----- Source data -----

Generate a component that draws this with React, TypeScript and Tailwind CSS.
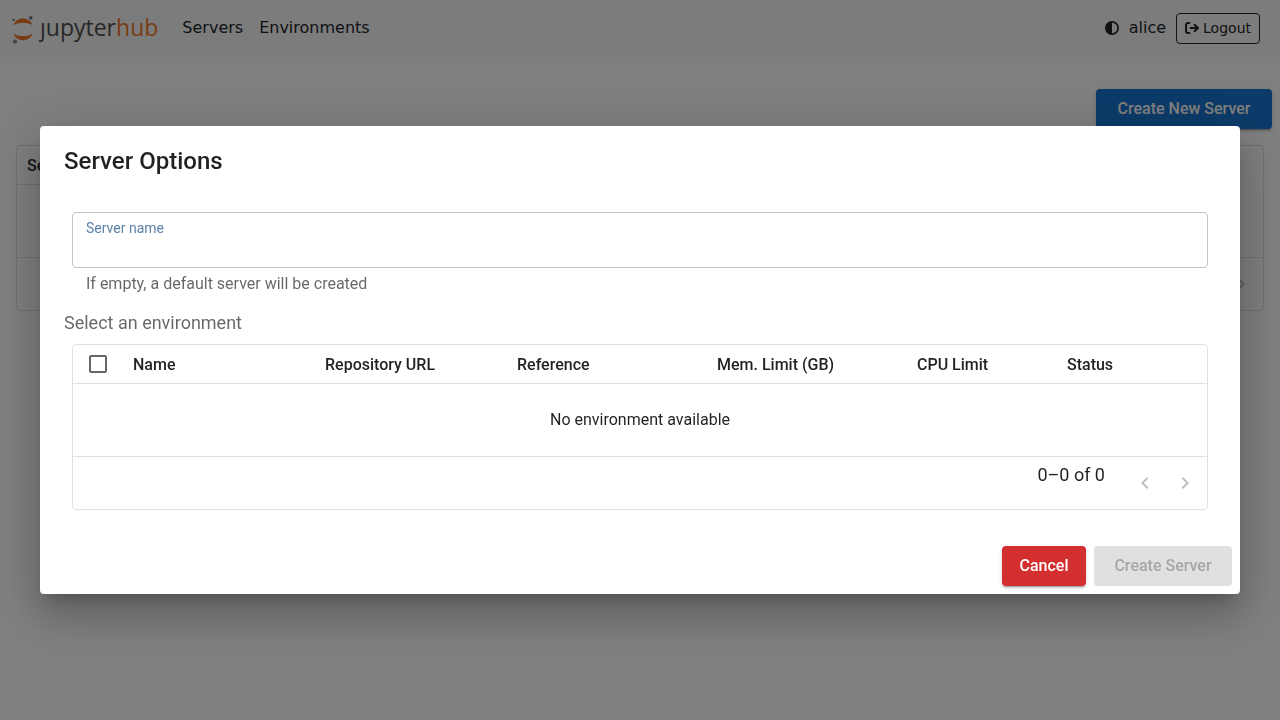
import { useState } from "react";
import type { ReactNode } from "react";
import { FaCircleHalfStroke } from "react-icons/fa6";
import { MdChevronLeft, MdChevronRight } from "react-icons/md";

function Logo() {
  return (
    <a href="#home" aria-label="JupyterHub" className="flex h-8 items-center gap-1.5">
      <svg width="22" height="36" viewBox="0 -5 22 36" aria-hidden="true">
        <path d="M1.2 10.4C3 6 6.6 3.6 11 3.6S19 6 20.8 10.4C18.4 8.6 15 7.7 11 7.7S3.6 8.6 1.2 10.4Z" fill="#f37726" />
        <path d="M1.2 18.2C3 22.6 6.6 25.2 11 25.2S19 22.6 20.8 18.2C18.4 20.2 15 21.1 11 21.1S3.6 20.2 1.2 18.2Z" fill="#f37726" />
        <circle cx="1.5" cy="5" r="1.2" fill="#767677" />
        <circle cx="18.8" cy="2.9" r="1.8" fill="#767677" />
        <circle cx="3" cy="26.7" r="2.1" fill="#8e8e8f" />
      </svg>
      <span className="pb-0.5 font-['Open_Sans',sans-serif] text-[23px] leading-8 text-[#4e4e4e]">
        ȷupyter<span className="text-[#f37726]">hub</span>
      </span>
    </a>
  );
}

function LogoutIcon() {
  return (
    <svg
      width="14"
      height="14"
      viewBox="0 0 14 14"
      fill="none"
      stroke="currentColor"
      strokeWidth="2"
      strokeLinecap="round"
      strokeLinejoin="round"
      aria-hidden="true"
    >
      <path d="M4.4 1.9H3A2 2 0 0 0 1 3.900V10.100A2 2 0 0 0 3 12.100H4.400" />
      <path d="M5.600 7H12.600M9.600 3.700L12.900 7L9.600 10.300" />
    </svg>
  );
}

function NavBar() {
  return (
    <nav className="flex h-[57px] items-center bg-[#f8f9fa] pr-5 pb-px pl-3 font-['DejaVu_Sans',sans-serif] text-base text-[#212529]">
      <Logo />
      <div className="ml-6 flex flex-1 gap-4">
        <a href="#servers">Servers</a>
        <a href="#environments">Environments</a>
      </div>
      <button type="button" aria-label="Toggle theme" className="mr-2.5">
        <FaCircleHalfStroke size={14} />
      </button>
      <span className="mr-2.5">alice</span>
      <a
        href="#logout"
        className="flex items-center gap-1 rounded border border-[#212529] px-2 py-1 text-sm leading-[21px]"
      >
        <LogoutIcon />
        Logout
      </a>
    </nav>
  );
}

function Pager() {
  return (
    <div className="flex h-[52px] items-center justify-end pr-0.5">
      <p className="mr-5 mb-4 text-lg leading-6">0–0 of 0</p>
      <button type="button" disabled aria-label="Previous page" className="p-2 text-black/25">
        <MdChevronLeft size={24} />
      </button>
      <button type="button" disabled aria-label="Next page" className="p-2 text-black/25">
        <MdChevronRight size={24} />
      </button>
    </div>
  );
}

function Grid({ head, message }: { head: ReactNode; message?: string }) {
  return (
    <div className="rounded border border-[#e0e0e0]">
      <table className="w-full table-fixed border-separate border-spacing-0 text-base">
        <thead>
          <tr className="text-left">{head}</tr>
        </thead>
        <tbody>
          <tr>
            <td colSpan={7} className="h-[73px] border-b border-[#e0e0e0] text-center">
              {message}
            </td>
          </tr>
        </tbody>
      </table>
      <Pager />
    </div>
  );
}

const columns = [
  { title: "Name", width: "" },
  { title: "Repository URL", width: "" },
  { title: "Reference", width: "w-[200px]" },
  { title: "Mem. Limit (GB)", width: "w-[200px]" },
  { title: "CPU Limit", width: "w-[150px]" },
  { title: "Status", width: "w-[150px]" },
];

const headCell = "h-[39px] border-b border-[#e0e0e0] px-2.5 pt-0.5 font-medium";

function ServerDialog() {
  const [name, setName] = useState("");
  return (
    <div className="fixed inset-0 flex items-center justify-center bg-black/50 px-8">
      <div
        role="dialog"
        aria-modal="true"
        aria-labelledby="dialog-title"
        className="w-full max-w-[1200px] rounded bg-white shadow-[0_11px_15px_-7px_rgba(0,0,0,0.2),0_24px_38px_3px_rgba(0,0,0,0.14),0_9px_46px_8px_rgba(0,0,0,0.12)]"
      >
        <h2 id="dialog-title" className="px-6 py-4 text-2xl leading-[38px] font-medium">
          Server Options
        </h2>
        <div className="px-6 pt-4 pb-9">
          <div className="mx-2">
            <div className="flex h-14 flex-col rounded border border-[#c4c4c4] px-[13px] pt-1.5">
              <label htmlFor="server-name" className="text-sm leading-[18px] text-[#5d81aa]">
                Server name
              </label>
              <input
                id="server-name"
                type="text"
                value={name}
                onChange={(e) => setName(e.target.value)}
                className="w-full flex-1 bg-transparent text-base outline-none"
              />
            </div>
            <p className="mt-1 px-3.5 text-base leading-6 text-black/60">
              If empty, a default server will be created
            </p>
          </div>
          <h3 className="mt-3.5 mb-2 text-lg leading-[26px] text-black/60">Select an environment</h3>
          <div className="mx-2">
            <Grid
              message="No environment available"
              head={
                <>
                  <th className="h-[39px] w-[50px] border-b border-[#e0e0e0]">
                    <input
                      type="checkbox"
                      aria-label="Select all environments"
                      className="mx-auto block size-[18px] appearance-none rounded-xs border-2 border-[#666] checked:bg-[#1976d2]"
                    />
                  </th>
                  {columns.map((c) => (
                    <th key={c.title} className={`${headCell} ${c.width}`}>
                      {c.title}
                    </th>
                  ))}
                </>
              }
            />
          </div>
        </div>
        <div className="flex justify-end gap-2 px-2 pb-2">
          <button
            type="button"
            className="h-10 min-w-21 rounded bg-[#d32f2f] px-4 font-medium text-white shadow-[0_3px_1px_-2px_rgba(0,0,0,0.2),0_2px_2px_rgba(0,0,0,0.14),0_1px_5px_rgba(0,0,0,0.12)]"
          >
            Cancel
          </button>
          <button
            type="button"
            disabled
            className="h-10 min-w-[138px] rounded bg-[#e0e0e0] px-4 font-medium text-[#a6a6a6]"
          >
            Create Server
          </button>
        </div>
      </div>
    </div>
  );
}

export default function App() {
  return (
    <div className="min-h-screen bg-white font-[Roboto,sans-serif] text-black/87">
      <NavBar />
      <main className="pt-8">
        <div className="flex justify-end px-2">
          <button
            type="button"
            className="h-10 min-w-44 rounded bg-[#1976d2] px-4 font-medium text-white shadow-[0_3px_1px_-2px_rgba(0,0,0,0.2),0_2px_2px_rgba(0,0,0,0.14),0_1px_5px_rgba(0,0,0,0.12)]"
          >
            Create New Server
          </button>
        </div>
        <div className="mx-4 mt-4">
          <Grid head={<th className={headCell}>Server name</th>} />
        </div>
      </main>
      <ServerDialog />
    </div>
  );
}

-----

__Problem to work on__.
Write the material out again exactly as it appears, dropping the pictures.

__Exercise answer__.
Generate a component that draws this with React, TypeScript and Tailwind CSS.
import { useState } from "react";
import type { ReactNode } from "react";
import { FaCircleHalfStroke } from "react-icons/fa6";
import { MdChevronLeft, MdChevronRight } from "react-icons/md";

function Logo() {
  return (
    <a href="#home" aria-label="JupyterHub" className="flex h-8 items-center gap-1.5">
      <svg width="22" height="36" viewBox="0 -5 22 36" aria-hidden="true">
        <path d="M1.2 10.4C3 6 6.6 3.6 11 3.6S19 6 20.8 10.4C18.4 8.6 15 7.7 11 7.7S3.6 8.6 1.2 10.4Z" fill="#f37726" />
        <path d="M1.2 18.2C3 22.6 6.6 25.2 11 25.2S19 22.6 20.8 18.2C18.4 20.2 15 21.1 11 21.1S3.6 20.2 1.2 18.2Z" fill="#f37726" />
        <circle cx="1.5" cy="5" r="1.2" fill="#767677" />
        <circle cx="18.8" cy="2.9" r="1.8" fill="#767677" />
        <circle cx="3" cy="26.7" r="2.1" fill="#8e8e8f" />
      </svg>
      <span className="pb-0.5 font-['Open_Sans',sans-serif] text-[23px] leading-8 text-[#4e4e4e]">
        ȷupyter<span className="text-[#f37726]">hub</span>
      </span>
    </a>
  );
}

function LogoutIcon() {
  return (
    <svg
      width="14"
      height="14"
      viewBox="0 0 14 14"
      fill="none"
      stroke="currentColor"
      strokeWidth="2"
      strokeLinecap="round"
      strokeLinejoin="round"
      aria-hidden="true"
    >
      <path d="M4.4 1.9H3A2 2 0 0 0 1 3.900V10.100A2 2 0 0 0 3 12.100H4.400" />
      <path d="M5.600 7H12.600M9.600 3.700L12.900 7L9.600 10.300" />
    </svg>
  );
}

function NavBar() {
  return (
    <nav className="flex h-[57px] items-center bg-[#f8f9fa] pr-5 pb-px pl-3 font-['DejaVu_Sans',sans-serif] text-base text-[#212529]">
      <Logo />
      <div className="ml-6 flex flex-1 gap-4">
        <a href="#servers">Servers</a>
        <a href="#environments">Environments</a>
      </div>
      <button type="button" aria-label="Toggle theme" className="mr-2.5">
        <FaCircleHalfStroke size={14} />
      </button>
      <span className="mr-2.5">alice</span>
      <a
        href="#logout"
        className="flex items-center gap-1 rounded border border-[#212529] px-2 py-1 text-sm leading-[21px]"
      >
        <LogoutIcon />
        Logout
      </a>
    </nav>
  );
}

function Pager() {
  return (
    <div className="flex h-[52px] items-center justify-end pr-0.5">
      <p className="mr-5 mb-4 text-lg leading-6">0–0 of 0</p>
      <button type="button" disabled aria-label="Previous page" className="p-2 text-black/25">
        <MdChevronLeft size={24} />
      </button>
      <button type="button" disabled aria-label="Next page" className="p-2 text-black/25">
        <MdChevronRight size={24} />
      </button>
    </div>
  );
}

function Grid({ head, message }: { head: ReactNode; message?: string }) {
  return (
    <div className="rounded border border-[#e0e0e0]">
      <table className="w-full table-fixed border-separate border-spacing-0 text-base">
        <thead>
          <tr className="text-left">{head}</tr>
        </thead>
        <tbody>
          <tr>
            <td colSpan={7} className="h-[73px] border-b border-[#e0e0e0] text-center">
              {message}
            </td>
          </tr>
        </tbody>
      </table>
      <Pager />
    </div>
  );
}

const columns = [
  { title: "Name", width: "" },
  { title: "Repository URL", width: "" },
  { title: "Reference", width: "w-[200px]" },
  { title: "Mem. Limit (GB)", width: "w-[200px]" },
  { title: "CPU Limit", width: "w-[150px]" },
  { title: "Status", width: "w-[150px]" },
];

const headCell = "h-[39px] border-b border-[#e0e0e0] px-2.5 pt-0.5 font-medium";

function ServerDialog() {
  const [name, setName] = useState("");
  return (
    <div className="fixed inset-0 flex items-center justify-center bg-black/50 px-8">
      <div
        role="dialog"
        aria-modal="true"
        aria-labelledby="dialog-title"
        className="w-full max-w-[1200px] rounded bg-white shadow-[0_11px_15px_-7px_rgba(0,0,0,0.2),0_24px_38px_3px_rgba(0,0,0,0.14),0_9px_46px_8px_rgba(0,0,0,0.12)]"
      >
        <h2 id="dialog-title" className="px-6 py-4 text-2xl leading-[38px] font-medium">
          Server Options
        </h2>
        <div className="px-6 pt-4 pb-9">
          <div className="mx-2">
            <div className="flex h-14 flex-col rounded border border-[#c4c4c4] px-[13px] pt-1.5">
              <label htmlFor="server-name" className="text-sm leading-[18px] text-[#5d81aa]">
                Server name
              </label>
              <input
                id="server-name"
                type="text"
                value={name}
                onChange={(e) => setName(e.target.value)}
                className="w-full flex-1 bg-transparent text-base outline-none"
              />
            </div>
            <p className="mt-1 px-3.5 text-base leading-6 text-black/60">
              If empty, a default server will be created
            </p>
          </div>
          <h3 className="mt-3.5 mb-2 text-lg leading-[26px] text-black/60">Select an environment</h3>
          <div className="mx-2">
            <Grid
              message="No environment available"
              head={
                <>
                  <th className="h-[39px] w-[50px] border-b border-[#e0e0e0]">
                    <input
                      type="checkbox"
                      aria-label="Select all environments"
                      className="mx-auto block size-[18px] appearance-none rounded-xs border-2 border-[#666] checked:bg-[#1976d2]"
                    />
                  </th>
                  {columns.map((c) => (
                    <th key={c.title} className={`${headCell} ${c.width}`}>
                      {c.title}
                    </th>
                  ))}
                </>
              }
            />
          </div>
        </div>
        <div className="flex justify-end gap-2 px-2 pb-2">
          <button
            type="button"
            className="h-10 min-w-21 rounded bg-[#d32f2f] px-4 font-medium text-white shadow-[0_3px_1px_-2px_rgba(0,0,0,0.2),0_2px_2px_rgba(0,0,0,0.14),0_1px_5px_rgba(0,0,0,0.12)]"
          >
            Cancel
          </button>
          <button
            type="button"
            disabled
            className="h-10 min-w-[138px] rounded bg-[#e0e0e0] px-4 font-medium text-[#a6a6a6]"
          >
            Create Server
          </button>
        </div>
      </div>
    </div>
  );
}

export default function App() {
  return (
    <div className="min-h-screen bg-white font-[Roboto,sans-serif] text-black/87">
      <NavBar />
      <main className="pt-8">
        <div className="flex justify-end px-2">
          <button
            type="button"
            className="h-10 min-w-44 rounded bg-[#1976d2] px-4 font-medium text-white shadow-[0_3px_1px_-2px_rgba(0,0,0,0.2),0_2px_2px_rgba(0,0,0,0.14),0_1px_5px_rgba(0,0,0,0.12)]"
          >
            Create New Server
          </button>
        </div>
        <div className="mx-4 mt-4">
          <Grid head={<th className={headCell}>Server name</th>} />
        </div>
      </main>
      <ServerDialog />
    </div>
  );
}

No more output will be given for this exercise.